Write out the material exactly, with the pictures left out.

** START OF Data shown **

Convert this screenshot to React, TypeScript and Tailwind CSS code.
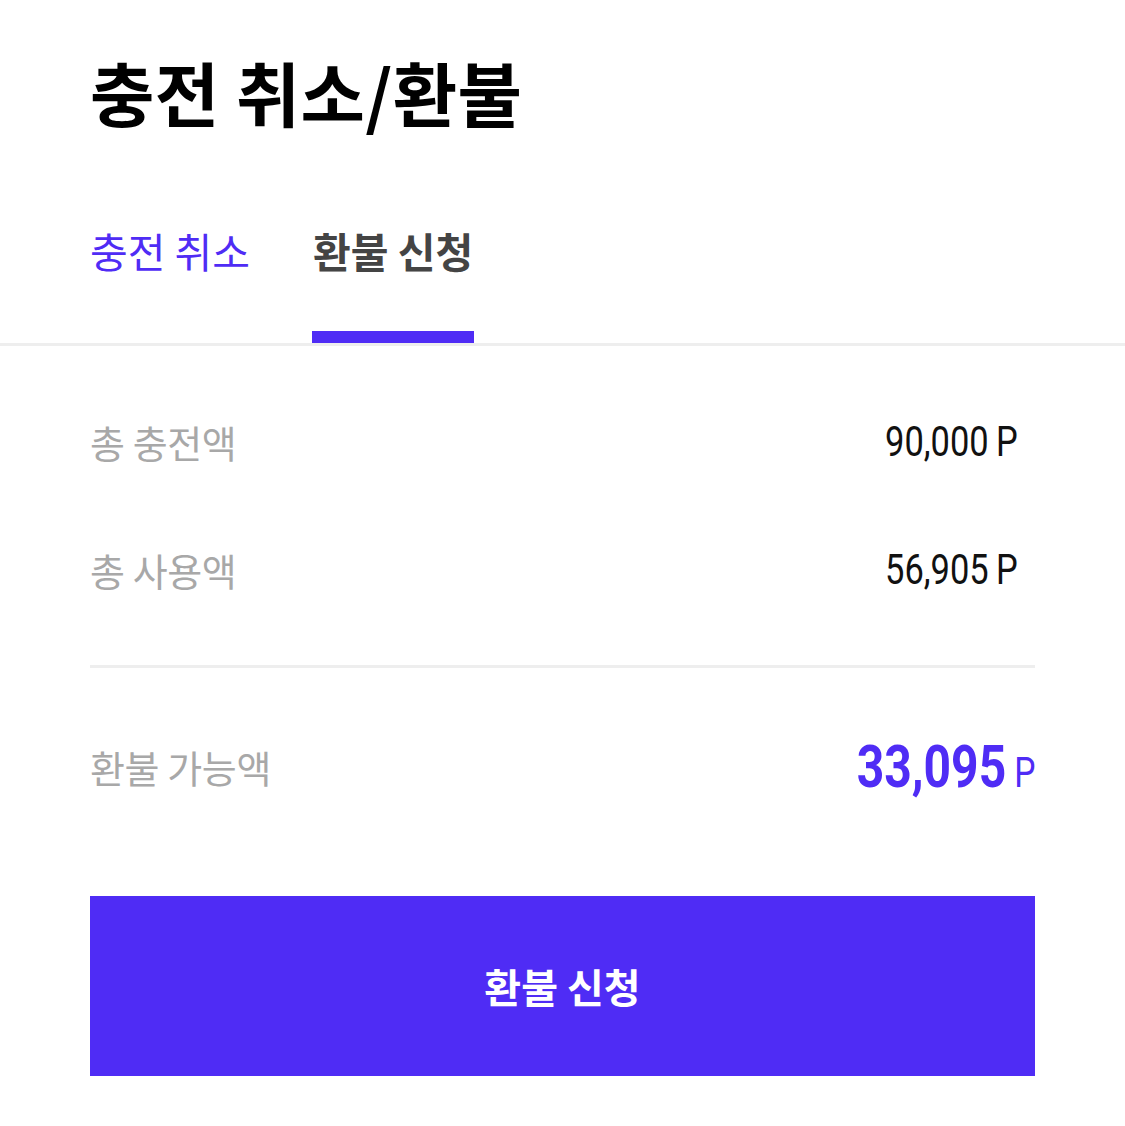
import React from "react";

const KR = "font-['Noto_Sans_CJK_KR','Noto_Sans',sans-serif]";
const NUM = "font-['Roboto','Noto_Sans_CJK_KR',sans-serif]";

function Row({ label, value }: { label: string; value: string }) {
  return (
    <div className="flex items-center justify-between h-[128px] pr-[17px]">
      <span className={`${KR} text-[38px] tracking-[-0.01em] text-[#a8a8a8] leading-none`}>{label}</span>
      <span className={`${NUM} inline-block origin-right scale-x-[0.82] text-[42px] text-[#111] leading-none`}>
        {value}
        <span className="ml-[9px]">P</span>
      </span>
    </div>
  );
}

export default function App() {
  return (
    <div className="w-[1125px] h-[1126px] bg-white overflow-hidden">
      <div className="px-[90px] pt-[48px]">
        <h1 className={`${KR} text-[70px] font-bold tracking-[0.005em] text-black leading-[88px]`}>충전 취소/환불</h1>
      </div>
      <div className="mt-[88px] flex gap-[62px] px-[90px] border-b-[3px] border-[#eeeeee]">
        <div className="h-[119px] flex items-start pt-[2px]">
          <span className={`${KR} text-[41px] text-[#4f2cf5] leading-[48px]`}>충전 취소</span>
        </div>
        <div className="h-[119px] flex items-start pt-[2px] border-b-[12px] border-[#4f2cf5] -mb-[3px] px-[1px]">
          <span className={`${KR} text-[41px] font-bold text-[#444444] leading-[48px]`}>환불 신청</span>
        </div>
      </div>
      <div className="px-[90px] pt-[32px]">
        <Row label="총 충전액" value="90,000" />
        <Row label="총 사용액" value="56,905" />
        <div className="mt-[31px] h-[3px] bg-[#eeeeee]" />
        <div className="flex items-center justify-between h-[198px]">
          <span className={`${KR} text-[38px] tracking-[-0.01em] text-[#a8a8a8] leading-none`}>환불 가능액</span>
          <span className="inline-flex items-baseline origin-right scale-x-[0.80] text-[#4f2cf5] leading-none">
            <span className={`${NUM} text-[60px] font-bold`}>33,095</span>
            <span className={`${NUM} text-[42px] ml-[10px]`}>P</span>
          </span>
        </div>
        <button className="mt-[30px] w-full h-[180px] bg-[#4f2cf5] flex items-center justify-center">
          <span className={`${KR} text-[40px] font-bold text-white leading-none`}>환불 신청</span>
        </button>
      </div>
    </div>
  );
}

** END OF Data shown **

Response to this exercise
Convert this screenshot to React, TypeScript and Tailwind CSS code.
import React from "react";

const KR = "font-['Noto_Sans_CJK_KR','Noto_Sans',sans-serif]";
const NUM = "font-['Roboto','Noto_Sans_CJK_KR',sans-serif]";

function Row({ label, value }: { label: string; value: string }) {
  return (
    <div className="flex items-center justify-between h-[128px] pr-[17px]">
      <span className={`${KR} text-[38px] tracking-[-0.01em] text-[#a8a8a8] leading-none`}>{label}</span>
      <span className={`${NUM} inline-block origin-right scale-x-[0.82] text-[42px] text-[#111] leading-none`}>
        {value}
        <span className="ml-[9px]">P</span>
      </span>
    </div>
  );
}

export default function App() {
  return (
    <div className="w-[1125px] h-[1126px] bg-white overflow-hidden">
      <div className="px-[90px] pt-[48px]">
        <h1 className={`${KR} text-[70px] font-bold tracking-[0.005em] text-black leading-[88px]`}>충전 취소/환불</h1>
      </div>
      <div className="mt-[88px] flex gap-[62px] px-[90px] border-b-[3px] border-[#eeeeee]">
        <div className="h-[119px] flex items-start pt-[2px]">
          <span className={`${KR} text-[41px] text-[#4f2cf5] leading-[48px]`}>충전 취소</span>
        </div>
        <div className="h-[119px] flex items-start pt-[2px] border-b-[12px] border-[#4f2cf5] -mb-[3px] px-[1px]">
          <span className={`${KR} text-[41px] font-bold text-[#444444] leading-[48px]`}>환불 신청</span>
        </div>
      </div>
      <div className="px-[90px] pt-[32px]">
        <Row label="총 충전액" value="90,000" />
        <Row label="총 사용액" value="56,905" />
        <div className="mt-[31px] h-[3px] bg-[#eeeeee]" />
        <div className="flex items-center justify-between h-[198px]">
          <span className={`${KR} text-[38px] tracking-[-0.01em] text-[#a8a8a8] leading-none`}>환불 가능액</span>
          <span className="inline-flex items-baseline origin-right scale-x-[0.80] text-[#4f2cf5] leading-none">
            <span className={`${NUM} text-[60px] font-bold`}>33,095</span>
            <span className={`${NUM} text-[42px] ml-[10px]`}>P</span>
          </span>
        </div>
        <button className="mt-[30px] w-full h-[180px] bg-[#4f2cf5] flex items-center justify-center">
          <span className={`${KR} text-[40px] font-bold text-white leading-none`}>환불 신청</span>
        </button>
      </div>
    </div>
  );
}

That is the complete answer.